Quelles sont vos autres préconisations pour assurer notre sécurité alimentaire ?
Des revenus corrects pour les agriculteurs qui s’engagent concrètement vers l’agroécologie, c’est un levier très puissant, tout comme la transparence sur les marges. Il y a une dynamique qui va dans le bon sens, concernant la rémunération des producteurs, notamment avec la marque « C’est qui le patron » (marque créée pour soutenir les producteurs en assurant leur juste rémunération – ndlr). C’est le traçage de la valeur. C’est aussi le principe des AMAP : des consommateurs organisés en association qui fabriquent du temps long à une profession, c’est-à-dire qu’ils amènent sur la table trois ingrédients à des producteurs : le juste prix, les volumes suffisants et un engagement dans le temps, à condition que la production soit bio ou le devienne. Il n’y a pas d’autre issue que de passer par la contractualisation. C’est une planification dans une économie avec marché où on reprend le pouvoir, car c’est un sujet stratégique, sur « la main invisible du marché ».

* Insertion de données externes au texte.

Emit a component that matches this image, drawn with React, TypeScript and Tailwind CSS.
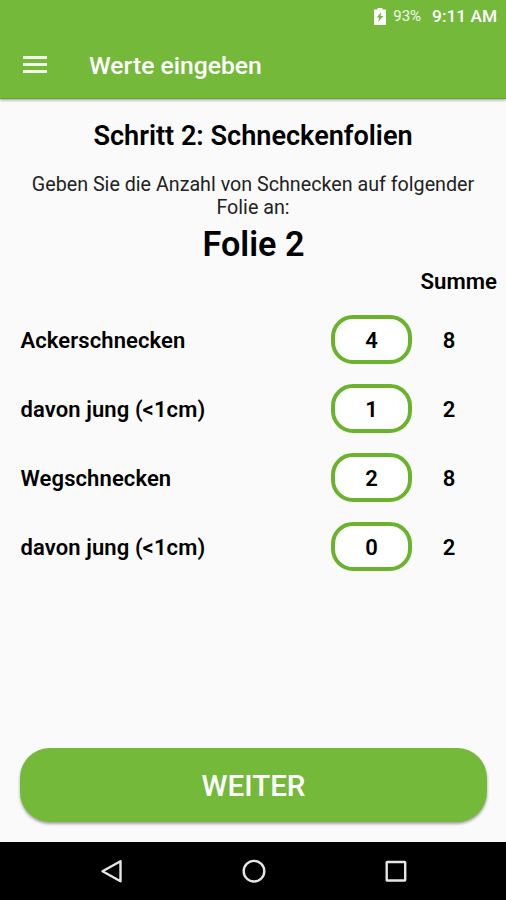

Je forme aussi les élus en France, pour faire intégrer le risque de rupture d’approvisionnement alimentaire dans les plans communaux et intercommunaux de sauvegarde. Une fois le plan enrichi, on liste des mesures à faire : développer les jardins partagés, sanctuariser le foncier nourricier, développer la commande publique notamment dans les cantines, mettre en place des cours de cuisine, aligner les Projets Alimentaires Territoriaux et les Plans Climat… En fait la planification écologique, personne ne comprend. Pour moi, on n’abordera efficacement cette planification écologique nébuleuse qu’à travers l’assiette. Lorsqu’on traite la question de l’alimentation, on a la chance de traiter un peu d’autres sujets : le climat, l’eau, le foncier, la biodiversité… Plus on déspécialisera les territoires, plus on augmentera la biodiversité.